▶ _WHAT IS EXPECTED_
Can you print the data exactly and leave out each image?
:::::
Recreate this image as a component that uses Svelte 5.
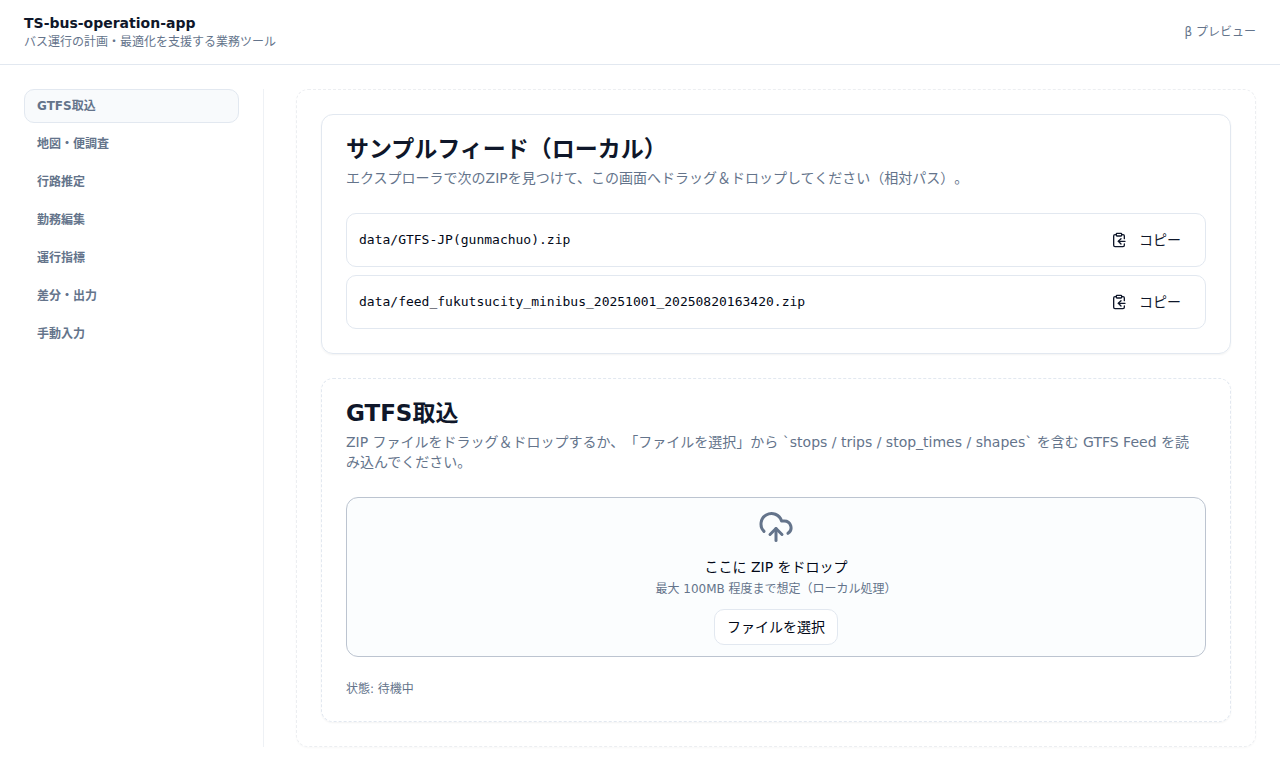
<script>
  const sections = ['GTFS取込', '地図・便調査', '行路推定', '勤務編集', '運行指標', '差分・出力', '手動入力'];
  const feeds = ['data/GTFS-JP(gunmachuo).zip', 'data/feed_fukutsucity_minibus_20251001_20250820163420.zip'];
  let active = $state(0);
  let picker;

  function copy(path) {
    navigator.clipboard?.writeText(path);
  }
</script>

<header class="topbar">
  <div>
    <h1>TS-bus-operation-app</h1>
    <p class="small">バス運行の計画・最適化を支援する業務ツール</p>
  </div>
  <span class="small">β プレビュー</span>
</header>

<div class="layout">
  <nav class="sidebar">
    {#each sections as section, i}
      <button class="tab" class:active={active === i} onclick={() => (active = i)}>{section}</button>
    {/each}
  </nav>

  <main class="panel">
    <section class="card">
      <h2>サンプルフィード（ローカル）</h2>
      <p class="lead">エクスプローラで次のZIPを見つけて、この画面へドラッグ＆ドロップしてください（相対パス）。</p>
      <ul class="feeds">
        {#each feeds as feed}
          <li>
            <code>{feed}</code>
            <button class="copy" onclick={() => copy(feed)}>
              <svg width="16" height="16" viewBox="0 0 24 24" aria-hidden="true">
                <rect width="8" height="4" x="8" y="2" rx="1" ry="1" />
                <path d="M8 4H6a2 2 0 0 0-2 2v14a2 2 0 0 0 2 2h12a2 2 0 0 0 2-2v-2" />
                <path d="M16 4h2a2 2 0 0 1 2 2v4" />
                <path d="M21 14H11" />
                <path d="m15 10-4 4 4 4" />
              </svg>
              コピー
            </button>
          </li>
        {/each}
      </ul>
    </section>

    <section class="card dashed">
      <h2>GTFS取込</h2>
      <p class="lead">ZIP ファイルをドラッグ＆ドロップするか、「ファイルを選択」から `stops / trips / stop_times / shapes` を含む GTFS Feed を読み込んでください。</p>
      <div class="dropzone">
        <svg class="cloud" width="36" height="36" viewBox="0 0 24 24" aria-hidden="true">
          <path d="M12 13v8" />
          <path d="M4 14.899A7 7 0 1 1 15.71 8h1.79a4.5 4.5 0 0 1 2.5 8.242" />
          <path d="m8 17 4-4 4 4" />
        </svg>
        <div class="hint">
          <p>ここに ZIP をドロップ</p>
          <p class="small">最大 100MB 程度まで想定（ローカル処理）</p>
        </div>
        <button class="choose" onclick={() => picker.click()}>ファイルを選択</button>
        <input bind:this={picker} type="file" accept=".zip" aria-label="ファイルを選択" hidden />
      </div>
      <p class="small">状態: 待機中</p>
    </section>
  </main>
</div>

<style>
  :global(body) {
    margin: 0;
    background: #fff;
    color: #020817;
    font: 14px/20px 'DejaVu Sans', 'Noto Sans CJK JP', sans-serif;
    text-spacing-trim: space-all;
  }

  h1, h2, p, ul {
    margin: 0;
    padding: 0;
  }

  button {
    font: inherit;
    color: inherit;
    background: none;
    border: 1px solid transparent;
    border-radius: 10px;
    cursor: pointer;
  }

  svg {
    fill: none;
    stroke: currentColor;
    stroke-width: 2;
    stroke-linecap: round;
    stroke-linejoin: round;
    flex-shrink: 0;
  }

  .small {
    font-size: 12px;
    line-height: 16px;
    color: #64748b;
  }

  .topbar {
    display: flex;
    align-items: center;
    justify-content: space-between;
    padding: 14px 24px;
    border-bottom: 1px solid #e2e8f0;
  }

  h1 {
    margin-bottom: 2px;
    font-size: 14px;
    line-height: 18px;
    font-weight: 600;
    color: #0f172a;
  }

  .layout {
    display: grid;
    grid-template-columns: 240px minmax(0, 1fr);
    gap: 32px;
    padding: 24px;
  }

  .sidebar {
    display: flex;
    flex-direction: column;
    gap: 4px;
    padding-right: 24px;
    border-right: 1px solid #eef1f5;
  }

  .tab {
    padding: 8px 12px;
    font-size: 12px;
    line-height: 16px;
    font-weight: 600;
    text-align: left;
    color: #64748b;
  }

  .tab.active {
    background: #f8fafc;
    border-color: #e2e8f0;
  }

  .panel {
    display: flex;
    flex-direction: column;
    gap: 24px;
    padding: 24px;
    border: 1px dashed #eceef1;
    border-radius: 12px;
    box-shadow: 0 1px 2px rgb(0 0 0 / 3%);
  }

  .card {
    padding: 24px;
    border: 1px solid #e2e8f0;
    border-radius: 12px;
    box-shadow: 0 1px 2px rgb(0 0 0 / 5%);
  }

  .dashed {
    border-style: dashed;
  }

  h2 {
    margin-bottom: 9px;
    font-size: 23px;
    line-height: 20px;
    font-weight: 600;
    color: #0f172a;
  }

  .lead {
    margin-bottom: 25px;
    padding-right: 8px;
    color: #64748b;
  }

  .feeds {
    display: grid;
    gap: 8px;
    list-style: none;
  }

  .feeds li {
    display: flex;
    align-items: center;
    justify-content: space-between;
    gap: 12px;
    padding: 8px 12px;
    border: 1px solid #e2e8f0;
    border-radius: 10px;
  }

  code {
    font: 13px/20px 'DejaVu Sans Mono', monospace;
    overflow-wrap: anywhere;
  }

  .copy {
    display: flex;
    align-items: center;
    gap: 12px;
    flex-shrink: 0;
    padding: 7px 11px;
    color: #0f172a;
  }

  .dropzone {
    box-sizing: border-box;
    display: flex;
    flex-direction: column;
    align-items: center;
    justify-content: center;
    gap: 12px;
    min-height: 160px;
    margin-bottom: 24px;
    border: 1px solid #bcc4d0;
    border-radius: 12px;
    background: #fbfdfe;
    text-align: center;
  }

  .cloud {
    color: #64748b;
  }

  .hint {
    display: grid;
    gap: 4px;
  }

  .choose {
    padding: 7px 12px;
    background: #fff;
    border-color: #e2e8f0;
  }
</style>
:::::
▶ _THE REPLY_
Recreate this image as a component that uses Svelte 5.
<script>
  const sections = ['GTFS取込', '地図・便調査', '行路推定', '勤務編集', '運行指標', '差分・出力', '手動入力'];
  const feeds = ['data/GTFS-JP(gunmachuo).zip', 'data/feed_fukutsucity_minibus_20251001_20250820163420.zip'];
  let active = $state(0);
  let picker;

  function copy(path) {
    navigator.clipboard?.writeText(path);
  }
</script>

<header class="topbar">
  <div>
    <h1>TS-bus-operation-app</h1>
    <p class="small">バス運行の計画・最適化を支援する業務ツール</p>
  </div>
  <span class="small">β プレビュー</span>
</header>

<div class="layout">
  <nav class="sidebar">
    {#each sections as section, i}
      <button class="tab" class:active={active === i} onclick={() => (active = i)}>{section}</button>
    {/each}
  </nav>

  <main class="panel">
    <section class="card">
      <h2>サンプルフィード（ローカル）</h2>
      <p class="lead">エクスプローラで次のZIPを見つけて、この画面へドラッグ＆ドロップしてください（相対パス）。</p>
      <ul class="feeds">
        {#each feeds as feed}
          <li>
            <code>{feed}</code>
            <button class="copy" onclick={() => copy(feed)}>
              <svg width="16" height="16" viewBox="0 0 24 24" aria-hidden="true">
                <rect width="8" height="4" x="8" y="2" rx="1" ry="1" />
                <path d="M8 4H6a2 2 0 0 0-2 2v14a2 2 0 0 0 2 2h12a2 2 0 0 0 2-2v-2" />
                <path d="M16 4h2a2 2 0 0 1 2 2v4" />
                <path d="M21 14H11" />
                <path d="m15 10-4 4 4 4" />
              </svg>
              コピー
            </button>
          </li>
        {/each}
      </ul>
    </section>

    <section class="card dashed">
      <h2>GTFS取込</h2>
      <p class="lead">ZIP ファイルをドラッグ＆ドロップするか、「ファイルを選択」から `stops / trips / stop_times / shapes` を含む GTFS Feed を読み込んでください。</p>
      <div class="dropzone">
        <svg class="cloud" width="36" height="36" viewBox="0 0 24 24" aria-hidden="true">
          <path d="M12 13v8" />
          <path d="M4 14.899A7 7 0 1 1 15.71 8h1.79a4.5 4.5 0 0 1 2.5 8.242" />
          <path d="m8 17 4-4 4 4" />
        </svg>
        <div class="hint">
          <p>ここに ZIP をドロップ</p>
          <p class="small">最大 100MB 程度まで想定（ローカル処理）</p>
        </div>
        <button class="choose" onclick={() => picker.click()}>ファイルを選択</button>
        <input bind:this={picker} type="file" accept=".zip" aria-label="ファイルを選択" hidden />
      </div>
      <p class="small">状態: 待機中</p>
    </section>
  </main>
</div>

<style>
  :global(body) {
    margin: 0;
    background: #fff;
    color: #020817;
    font: 14px/20px 'DejaVu Sans', 'Noto Sans CJK JP', sans-serif;
    text-spacing-trim: space-all;
  }

  h1, h2, p, ul {
    margin: 0;
    padding: 0;
  }

  button {
    font: inherit;
    color: inherit;
    background: none;
    border: 1px solid transparent;
    border-radius: 10px;
    cursor: pointer;
  }

  svg {
    fill: none;
    stroke: currentColor;
    stroke-width: 2;
    stroke-linecap: round;
    stroke-linejoin: round;
    flex-shrink: 0;
  }

  .small {
    font-size: 12px;
    line-height: 16px;
    color: #64748b;
  }

  .topbar {
    display: flex;
    align-items: center;
    justify-content: space-between;
    padding: 14px 24px;
    border-bottom: 1px solid #e2e8f0;
  }

  h1 {
    margin-bottom: 2px;
    font-size: 14px;
    line-height: 18px;
    font-weight: 600;
    color: #0f172a;
  }

  .layout {
    display: grid;
    grid-template-columns: 240px minmax(0, 1fr);
    gap: 32px;
    padding: 24px;
  }

  .sidebar {
    display: flex;
    flex-direction: column;
    gap: 4px;
    padding-right: 24px;
    border-right: 1px solid #eef1f5;
  }

  .tab {
    padding: 8px 12px;
    font-size: 12px;
    line-height: 16px;
    font-weight: 600;
    text-align: left;
    color: #64748b;
  }

  .tab.active {
    background: #f8fafc;
    border-color: #e2e8f0;
  }

  .panel {
    display: flex;
    flex-direction: column;
    gap: 24px;
    padding: 24px;
    border: 1px dashed #eceef1;
    border-radius: 12px;
    box-shadow: 0 1px 2px rgb(0 0 0 / 3%);
  }

  .card {
    padding: 24px;
    border: 1px solid #e2e8f0;
    border-radius: 12px;
    box-shadow: 0 1px 2px rgb(0 0 0 / 5%);
  }

  .dashed {
    border-style: dashed;
  }

  h2 {
    margin-bottom: 9px;
    font-size: 23px;
    line-height: 20px;
    font-weight: 600;
    color: #0f172a;
  }

  .lead {
    margin-bottom: 25px;
    padding-right: 8px;
    color: #64748b;
  }

  .feeds {
    display: grid;
    gap: 8px;
    list-style: none;
  }

  .feeds li {
    display: flex;
    align-items: center;
    justify-content: space-between;
    gap: 12px;
    padding: 8px 12px;
    border: 1px solid #e2e8f0;
    border-radius: 10px;
  }

  code {
    font: 13px/20px 'DejaVu Sans Mono', monospace;
    overflow-wrap: anywhere;
  }

  .copy {
    display: flex;
    align-items: center;
    gap: 12px;
    flex-shrink: 0;
    padding: 7px 11px;
    color: #0f172a;
  }

  .dropzone {
    box-sizing: border-box;
    display: flex;
    flex-direction: column;
    align-items: center;
    justify-content: center;
    gap: 12px;
    min-height: 160px;
    margin-bottom: 24px;
    border: 1px solid #bcc4d0;
    border-radius: 12px;
    background: #fbfdfe;
    text-align: center;
  }

  .cloud {
    color: #64748b;
  }

  .hint {
    display: grid;
    gap: 4px;
  }

  .choose {
    padding: 7px 12px;
    background: #fff;
    border-color: #e2e8f0;
  }
</style>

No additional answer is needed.